Searches on Clebert reveal nothing.
“Little is known about his genealogy as he preferred to keep his personal life private.”
Privacy is quite costly for authors, and I wonder how he could afford it.
“There are no public records or information regarding his family background, ancestors, or descendants.”
How did he secure a publisher for so many books while living in legendary precarity?
“Clébert's legacy lies in his written works, which continue to inspire readers and urban explorers around the world.”
Legends are made of so much less.
“And so I go, walking, plunging, flowing – a river hoping somehow to debouch into the sea….”
It is a glamorous life, this guidebooking of the undiscovered other. If Clerbet's legacy is complicated by the gap between his lived experience and his reportage, it is not because he sought the public eye.
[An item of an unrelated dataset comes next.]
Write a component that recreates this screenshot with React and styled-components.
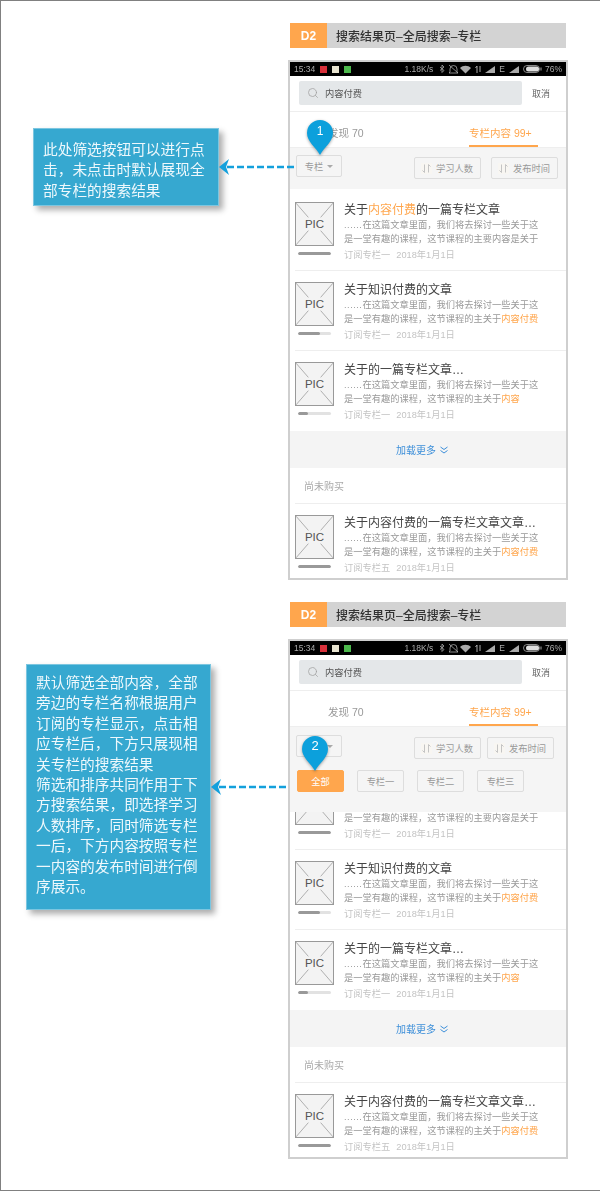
import React from "react";
import styled, { createGlobalStyle } from "styled-components";
import { Search } from "lucide-react";

const ORANGE = "#ffa64d";

const GlobalStyle = createGlobalStyle`
  html, body {
    margin: 0;
    padding: 0;
    background: #fff;
  }
  body {
    font-family: "Liberation Sans", "Noto Sans CJK SC", sans-serif;
  }
`;

const items = [
  {
    title: <>关于<Hl>内容付费</Hl>的一篇专栏文章</>,
    line: <>是一堂有趣的课程，这节课程的主要内容是关于</>,
    source: "订阅专栏一",
    progress: 100,
  },
  {
    title: "关于知识付费的文章",
    line: <>是一堂有趣的课程，这节课程的主关于<Hl>内容付费</Hl></>,
    source: "订阅专栏一",
    progress: 66,
  },
  {
    title: "关于的一篇专栏文章…",
    line: <>是一堂有趣的课程，这节课程的主关于<Hl>内容</Hl></>,
    source: "订阅专栏一",
    progress: 30,
  },
];

const lastItem = {
  title: "关于内容付费的一篇专栏文章文章…",
  line: <>是一堂有趣的课程，这节课程的主关于<Hl>内容付费</Hl></>,
  source: "订阅专栏五",
  progress: 100,
};

const note1 = ["此处筛选按钮可以进行点", "击，未点击时默认展现全", "部专栏的搜索结果"];
const note2 = [
  "默认筛选全部内容，全部",
  "旁边的专栏名称根据用户",
  "订阅的专栏显示，点击相",
  "应专栏后，下方只展现相",
  "关专栏的搜索结果",
  "筛选和排序共同作用于下",
  "方搜索结果，即选择学习",
  "人数排序，同时筛选专栏",
  "一后，下方内容按照专栏",
  "一内容的发布时间进行倒",
  "序展示。",
];

const StatusIcons = () => (
  <StatusGlyphs width="57" height="10" viewBox="0 0 57 10" fill="#aaa">
    <path d="M1 3l4 3.500L3 8.500V1l2 2L1 6.500" fill="none" stroke="#aaa" strokeWidth="0.8" />
    <path d="M11 8V5a3.500 3.500 0 0 1 7 0v3l1 1h-9zM10 1l9 8" fill="none" stroke="#aaa" strokeWidth="0.8" />
    <path d="M21 4c3-3 8-3 11 0l-5.500 5.500z" />
    <path d="M38 2v7M38 2l-1.500 2M41 8V2" fill="none" stroke="#aaa" strokeWidth="1" />
    <path d="M46 9l10-7v7z" />
  </StatusGlyphs>
);

const Signal = () => (
  <svg width="12" height="10" viewBox="0 0 12 10" fill="#aaa">
    <path d="M1 9l10-7v7z" />
  </svg>
);

const Battery = () => (
  <svg width="19" height="8" viewBox="0 0 19 8">
    <rect x="0.500" y="0.500" width="16" height="7" rx="3.500" fill="none" stroke="#aaa" strokeWidth="0.8" />
    <rect x="3" y="1.500" width="13" height="5" rx="2.500" fill="#ddd" />
    <rect x="17.500" y="2.500" width="1" height="3" fill="#aaa" />
  </svg>
);

const SortIcon = () => (
  <SortGlyph viewBox="0 0 11 11">
    <path d="M3.500 1.500v8M3.500 9.500l-2-2M7.500 9.500v-8M7.500 1.500l2 2" fill="none" stroke="#c4c4c4" strokeWidth="1" />
  </SortGlyph>
);

const Thumb = () => (
  <ThumbBox>
    <ThumbLines viewBox="0 0 39 44">
      <path d="M0 0l13 15M39 0L26 15M0 44l13-15M39 44L26 29" stroke="#999" strokeWidth="0.8" fill="none" />
    </ThumbLines>
    PIC
  </ThumbBox>
);

const Item = ({ data, bordered, short }) => (
  <ItemRow $bordered={bordered} $short={short}>
    <Side>
      <Thumb />
      <Bar>
        <BarFill style={{ width: data.progress + "%" }} />
      </Bar>
    </Side>
    <Body>
      <Title>{data.title}</Title>
      <Desc><Dots>......</Dots>在这篇文章里面，我们将去探讨一些关于这</Desc>
      <Desc>{data.line}</Desc>
      <Meta>
        <span>{data.source}</span>
        <span>2018年1月1日</span>
      </Meta>
    </Body>
  </ItemRow>
);

const Phone = ({ open, pin }) => (
  <PhoneFrame>
    <StatusBar>
      <StatusLeft>
        15:34
        <Dot $color="#d8303a" />
        <Dot $color="#e8e4d0" />
        <Dot $color="#4cb84c" />
      </StatusLeft>
      <StatusRight>
        1.18K/s
        <StatusIcons />
        E
        <Signal />
        <Battery />
        76%
      </StatusRight>
    </StatusBar>
    <SearchRow>
      <SearchBox>
        <Search size={12} color="#a0a0a0" strokeWidth={1.5} />
        内容付费
      </SearchBox>
      <Cancel>取消</Cancel>
    </SearchRow>
    <Tabs>
      <Tab>发现 70</Tab>
      <Tab $active>专栏内容 99+</Tab>
    </Tabs>
    <FilterSlot>
      <FilterPanel $open={open}>
        <FilterRow $open={open}>
          <DropButton>
            专栏
            <Caret />
          </DropButton>
          <SortGroup $open={open}>
            <SortButton><SortIcon />学习人数</SortButton>
            <SortButton><SortIcon />发布时间</SortButton>
          </SortGroup>
        </FilterRow>
        {open && (
          <Chips>
            <Chip $active>全部</Chip>
            <Chip>专栏一</Chip>
            <Chip>专栏二</Chip>
            <Chip>专栏三</Chip>
          </Chips>
        )}
      </FilterPanel>
    </FilterSlot>
    <List>
      {items.map((item, i) => (
        <Item key={i} data={item} bordered={i < items.length - 1} />
      ))}
    </List>
    <LoadMore>
      加载更多
      <svg width="8" height="8" viewBox="0 0 8 8" fill="none" stroke="#3d8fd9" strokeWidth="1">
        <path d="M.5 1L4 3.500 7.500 1M.5 4.500L4 7l3.500-2.500" />
      </svg>
    </LoadMore>
    <Unbought>尚未购买</Unbought>
    <Item data={lastItem} short />
    <Pin $open={open}>
      <svg width="28" height="36" viewBox="0 0 28 36">
        <path d="M14 36C10 28 1 23 1 14a13 13 0 1 1 26 0C27 23 18 28 14 36z" fill="#0ca0dc" />
      </svg>
      <PinNumber $open={open}>{pin}</PinNumber>
    </Pin>
  </PhoneFrame>
);

const Section = ({ lines, open, pin, left, top, width, pad }) => (
  <SectionRow>
    <NoteColumn>
      <NoteRow $left={left} $top={top}>
        <Note $width={width} $pad={pad}>
          {lines.map((line, i) => (
            <div key={i}>{line}</div>
          ))}
        </Note>
        <svg width="78" height="16" viewBox="0 0 78 16">
          <path d="M0 8L10 0 7 8l3 8z" fill="#13a0dc" />
          <line x1="8" y1="8" x2="78" y2="8" stroke="#13a0dc" strokeWidth="2.500" strokeDasharray="7 3" />
        </svg>
      </NoteRow>
    </NoteColumn>
    <PhoneColumn>
      <Header>
        <Badge>D2</Badge>
        <HeaderTitle>搜索结果页–全局搜索–专栏</HeaderTitle>
      </Header>
      <Phone open={open} pin={pin} />
    </PhoneColumn>
  </SectionRow>
);

export default function App() {
  return (
    <Page>
      <GlobalStyle />
      <Section lines={note1} pin={1} left={32} top={105} width={186} pad="11px 6px 4px 9px" />
      <Section lines={note2} pin={2} open left={25} top={62} width={185} pad="8px 6px 12px 9px" />
    </Page>
  );
}

function Hl({ children }) {
  return <HlText>{children}</HlText>;
}

const HlText = styled.span`
  color: ${ORANGE};
`;

const Page = styled.div`
  box-sizing: border-box;
  width: 600px;
  height: 1191px;
  padding-top: 22px;
  border-left: 1px solid #808080;
  border-top: 1px solid #808080;
  border-bottom: 1px solid #808080;
  display: flex;
  flex-direction: column;
  gap: 22px;
  overflow: hidden;
  filter: blur(0.5px);
`;

const SectionRow = styled.section`
  display: flex;
  align-items: flex-start;
`;

const NoteColumn = styled.div`
  width: 287px;
  flex: none;
  position: relative;
  z-index: 3;
`;

const NoteRow = styled.div`
  display: flex;
  align-items: center;
  margin-left: ${(p) => p.$left}px;
  margin-top: ${(p) => p.$top}px;

  svg {
    flex: none;
  }
`;

const Note = styled.div`
  box-sizing: border-box;
  flex: none;
  width: ${(p) => p.$width}px;
  padding: ${(p) => p.$pad};
  background: #36a8d0;
  border: 1px solid #7cc6e0;
  box-shadow: 4px 4px 6px rgba(0, 0, 0, 0.32);
  color: #eef8fc;
  font-size: 14.7px;
  line-height: 20.4px;
  white-space: nowrap;
`;

const PhoneColumn = styled.div`
  width: 280px;
  flex: none;
  display: flex;
  flex-direction: column;
  gap: 12px;
`;

const Header = styled.header`
  display: flex;
  align-items: center;
  height: 25px;
  margin: 0 2px;
  background: #d3d3d3;
`;

const Badge = styled.div`
  width: 37px;
  height: 100%;
  display: flex;
  align-items: center;
  justify-content: center;
  background: ${ORANGE};
  color: #fff;
  font-size: 12px;
  font-weight: 700;
`;

const HeaderTitle = styled.div`
  margin-left: 9px;
  font-size: 12px;
  font-weight: 500;
  color: #333;
`;

const PhoneFrame = styled.div`
  box-sizing: border-box;
  position: relative;
  width: 280px;
  height: 520px;
  border: 2px solid #cfcfcf;
  background: #fff;
  overflow: hidden;
`;

const StatusBar = styled.div`
  height: 14px;
  padding: 0 4px;
  display: flex;
  align-items: center;
  justify-content: space-between;
  background: #000;
  color: #aaa;
  font-size: 8.5px;
`;

const StatusLeft = styled.div`
  display: flex;
  align-items: center;
  gap: 5px;
`;

const StatusRight = styled.div`
  display: flex;
  align-items: center;
  gap: 3px;
`;

const StatusGlyphs = styled.svg`
  margin-left: 3px;
`;

const Dot = styled.span`
  width: 7px;
  height: 7px;
  background: ${(p) => p.$color};
`;

const SearchRow = styled.div`
  box-sizing: border-box;
  height: 36px;
  padding: 5px 16px 6px 9px;
  display: flex;
  align-items: center;
  justify-content: space-between;
  border-bottom: 1px solid #eee;
`;

const SearchBox = styled.div`
  box-sizing: border-box;
  width: 223px;
  height: 24px;
  padding-left: 8px;
  display: flex;
  align-items: center;
  gap: 6px;
  border-radius: 2px;
  background: #e4e7e9;
  color: #555;
  font-size: 9.25px;
`;

const Cancel = styled.div`
  font-size: 9px;
  color: #666;
`;

const Tabs = styled.div`
  box-sizing: border-box;
  height: 35px;
  padding-left: 38px;
  display: flex;
  gap: 106px;
`;

const Tab = styled.div`
  box-sizing: border-box;
  width: ${(p) => (p.$active ? "69px" : "35px")};
  height: 100%;
  padding-top: 13px;
  font-size: 10.5px;
  white-space: nowrap;
  color: ${(p) => (p.$active ? ORANGE : "#999")};
  border-bottom: 2px solid ${(p) => (p.$active ? ORANGE : "transparent")};
`;

const FilterSlot = styled.div`
  position: relative;
  height: 42px;
`;

const FilterPanel = styled.div`
  position: ${(p) => (p.$open ? "absolute" : "static")};
  z-index: 1;
  top: 0;
  left: 0;
  right: 0;
  box-sizing: border-box;
  height: ${(p) => (p.$open ? "86px" : "42px")};
  background: #f5f5f5;
  border-top: 1px solid #eee;
`;

const FilterRow = styled.div`
  display: flex;
  align-items: flex-start;
  justify-content: space-between;
  padding: ${(p) => (p.$open ? "8px 12px 0 6px" : "7px 8px 0 6px")};
`;

const DropButton = styled.div`
  box-sizing: border-box;
  width: 46px;
  height: 22px;
  display: flex;
  align-items: center;
  justify-content: center;
  gap: 4px;
  border: 1px solid #ddd;
  border-radius: 2px;
  color: #999;
  font-size: 9.25px;
`;

const Caret = styled.span`
  width: 0;
  height: 0;
  border-left: 3px solid transparent;
  border-right: 3px solid transparent;
  border-top: 3px solid #aaa;
`;

const SortGroup = styled.div`
  margin-top: 2px;
  display: flex;
  gap: ${(p) => (p.$open ? "6px" : "10px")};
`;

const SortButton = styled.div`
  box-sizing: border-box;
  width: 67px;
  height: 22px;
  padding-left: 6px;
  display: flex;
  align-items: center;
  gap: 4px;
  border: 1px solid #ddd;
  border-radius: 2px;
  color: #999;
  font-size: 9.25px;
`;

const SortGlyph = styled.svg`
  width: 11px;
  height: 11px;
  background: #f8f6f2;
`;

const Chips = styled.div`
  margin-top: 11px;
  padding-left: 7px;
  display: flex;
  gap: 13px;
`;

const Chip = styled.div`
  box-sizing: border-box;
  width: 47px;
  height: 22px;
  display: flex;
  align-items: center;
  justify-content: center;
  border: 1px solid ${(p) => (p.$active ? ORANGE : "#ddd")};
  border-radius: 2px;
  background: ${(p) => (p.$active ? ORANGE : "transparent")};
  color: ${(p) => (p.$active ? "#fff" : "#999")};
  font-size: 9.25px;
`;

const List = styled.div`
  padding-top: 2px;
`;

const ItemRow = styled.div`
  box-sizing: border-box;
  height: ${(p) => (p.$short ? "75px" : "80px")};
  margin-left: 5px;
  padding-top: 11px;
  display: flex;
  gap: 10px;
  border-bottom: ${(p) => (p.$bordered ? "1px solid #eee" : "none")};
`;

const Side = styled.div`
  width: 39px;
  flex: none;
`;

const ThumbBox = styled.div`
  box-sizing: border-box;
  position: relative;
  width: 39px;
  height: 44px;
  display: flex;
  align-items: center;
  justify-content: center;
  border: 1px solid #999;
  background: #f3f3f3;
  color: #555;
  font-size: 11.5px;
`;

const ThumbLines = styled.svg`
  position: absolute;
  inset: 0;
  width: 100%;
  height: 100%;
`;

const Bar = styled.div`
  width: 33px;
  height: 3px;
  margin: 6px 0 0 3px;
  border-radius: 2px;
  background: #e2e2e2;
  overflow: hidden;
`;

const BarFill = styled.div`
  height: 100%;
  border-radius: 2px;
  background: #999;
`;

const Body = styled.div`
  flex: 1;
  margin-top: 1px;
`;

const Title = styled.div`
  height: 15px;
  margin-bottom: 1px;
  font-size: 12px;
  line-height: 15px;
  color: #444;
  white-space: nowrap;
`;

const Desc = styled.div`
  font-size: 9.25px;
  line-height: 13.5px;
  color: #999;
  white-space: nowrap;
`;

const Dots = styled.span`
  letter-spacing: 0.5px;
`;

const Meta = styled.div`
  margin-top: 3px;
  display: flex;
  gap: 6px;
  font-size: 9.25px;
  line-height: 13px;
  color: #c4c4c4;
`;

const LoadMore = styled.div`
  height: 37px;
  padding-right: 12px;
  display: flex;
  align-items: center;
  justify-content: center;
  gap: 4px;
  background: #f4f4f4;
  color: #3d8fd9;
  font-size: 10px;
`;

const Unbought = styled.div`
  box-sizing: border-box;
  height: 36px;
  margin-left: 5px;
  padding: 10px 0 0 9px;
  border-bottom: 1px solid #eee;
  color: #aaa;
  font-size: 10px;
`;

const Pin = styled.div`
  position: absolute;
  z-index: 2;
  left: ${(p) => (p.$open ? "11px" : "16px")};
  top: ${(p) => (p.$open ? "94px" : "57px")};
  width: 28px;
  height: 36px;
  filter: drop-shadow(0 1px 1.5px rgba(0, 0, 0, 0.35));
`;

const PinNumber = styled.span`
  position: absolute;
  top: ${(p) => (p.$open ? "3px" : "5px")};
  left: 0;
  width: 100%;
  text-align: center;
  color: #fff;
  font-size: ${(p) => (p.$open ? "13px" : "12px")};
`;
In many ways, he wrote, traveled, and kept a low profile, retreating to a mountainous region of Provence in 1956, and living among the "abandoned stone villages, and took up residence there without running water or electricity, before moving in 1968 to Oppède-le-Vieux," according to Wikipedia.
During the war, Oppède-le-Vieux had served as a gathering place and refuge for artists. Clerbert moved there in 1968—and spent the rest of life with Consuelo de Saint-Exupéry, the aviator's widow, as a neighbor, whose husband, Saint Exupéry, authored a fictionalized account of the failed artist's commune titled Kingdom of the Rocks (1946).
The quiet terror of the middle class has always been its support of bad government, its conservative tendency to vote for whatever maintains their status. Like the German 1968ers, Clebert's critique of the war – and his role in the resistance — required a severance from one's family and future plans. He wanted to be un-identified by privilege.